Find the lines of data that contain the string "index", then list them.
═══
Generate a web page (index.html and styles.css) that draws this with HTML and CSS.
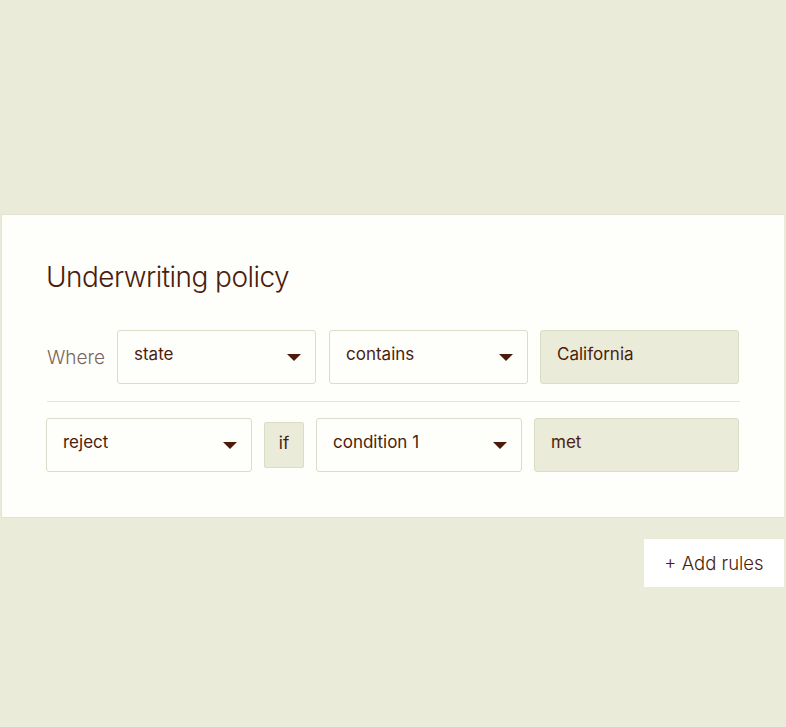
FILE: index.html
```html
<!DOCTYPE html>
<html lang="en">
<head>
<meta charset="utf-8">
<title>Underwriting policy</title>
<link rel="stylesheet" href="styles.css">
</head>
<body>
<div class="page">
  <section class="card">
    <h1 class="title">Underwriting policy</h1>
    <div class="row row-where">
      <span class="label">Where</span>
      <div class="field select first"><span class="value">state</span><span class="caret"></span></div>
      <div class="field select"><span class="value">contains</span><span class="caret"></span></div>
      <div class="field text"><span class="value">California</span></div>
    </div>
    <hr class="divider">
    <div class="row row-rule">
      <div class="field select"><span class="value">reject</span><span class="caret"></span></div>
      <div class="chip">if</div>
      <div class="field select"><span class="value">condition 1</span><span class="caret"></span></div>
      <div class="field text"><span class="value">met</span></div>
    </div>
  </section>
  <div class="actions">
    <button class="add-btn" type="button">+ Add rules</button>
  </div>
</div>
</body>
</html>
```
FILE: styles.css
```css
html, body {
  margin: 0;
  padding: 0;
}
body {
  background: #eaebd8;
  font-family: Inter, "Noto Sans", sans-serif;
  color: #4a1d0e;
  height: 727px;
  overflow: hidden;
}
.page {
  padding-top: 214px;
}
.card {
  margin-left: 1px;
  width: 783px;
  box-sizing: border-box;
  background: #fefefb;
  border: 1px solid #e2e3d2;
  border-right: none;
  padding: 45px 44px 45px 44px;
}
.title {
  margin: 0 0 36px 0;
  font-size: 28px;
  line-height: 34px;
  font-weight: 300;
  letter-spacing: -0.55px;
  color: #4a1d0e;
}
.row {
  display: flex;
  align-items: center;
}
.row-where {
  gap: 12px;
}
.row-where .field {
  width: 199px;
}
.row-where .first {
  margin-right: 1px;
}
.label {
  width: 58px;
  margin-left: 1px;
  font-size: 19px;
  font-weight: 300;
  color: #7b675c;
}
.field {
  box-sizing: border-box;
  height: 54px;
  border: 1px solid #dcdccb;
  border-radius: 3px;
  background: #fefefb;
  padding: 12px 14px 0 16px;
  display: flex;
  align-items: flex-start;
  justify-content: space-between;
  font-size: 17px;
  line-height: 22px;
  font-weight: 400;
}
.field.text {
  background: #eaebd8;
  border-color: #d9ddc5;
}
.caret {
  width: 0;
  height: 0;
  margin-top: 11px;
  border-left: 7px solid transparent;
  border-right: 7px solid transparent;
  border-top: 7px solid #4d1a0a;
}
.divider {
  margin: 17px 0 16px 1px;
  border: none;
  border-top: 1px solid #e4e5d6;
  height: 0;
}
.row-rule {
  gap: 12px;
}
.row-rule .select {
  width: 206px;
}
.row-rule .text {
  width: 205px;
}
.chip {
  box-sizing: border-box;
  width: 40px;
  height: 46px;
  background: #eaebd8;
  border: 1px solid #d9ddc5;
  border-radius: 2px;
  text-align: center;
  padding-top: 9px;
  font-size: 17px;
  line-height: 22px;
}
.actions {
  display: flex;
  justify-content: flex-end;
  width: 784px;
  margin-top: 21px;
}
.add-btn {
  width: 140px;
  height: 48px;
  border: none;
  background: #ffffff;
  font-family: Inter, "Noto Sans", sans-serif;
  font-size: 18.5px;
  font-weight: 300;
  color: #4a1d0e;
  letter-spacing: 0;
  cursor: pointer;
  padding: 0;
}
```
═══
#### [THE OUTPUT]
Generate a web page (index.html and styles.css) that draws this with HTML and CSS.
FILE: index.html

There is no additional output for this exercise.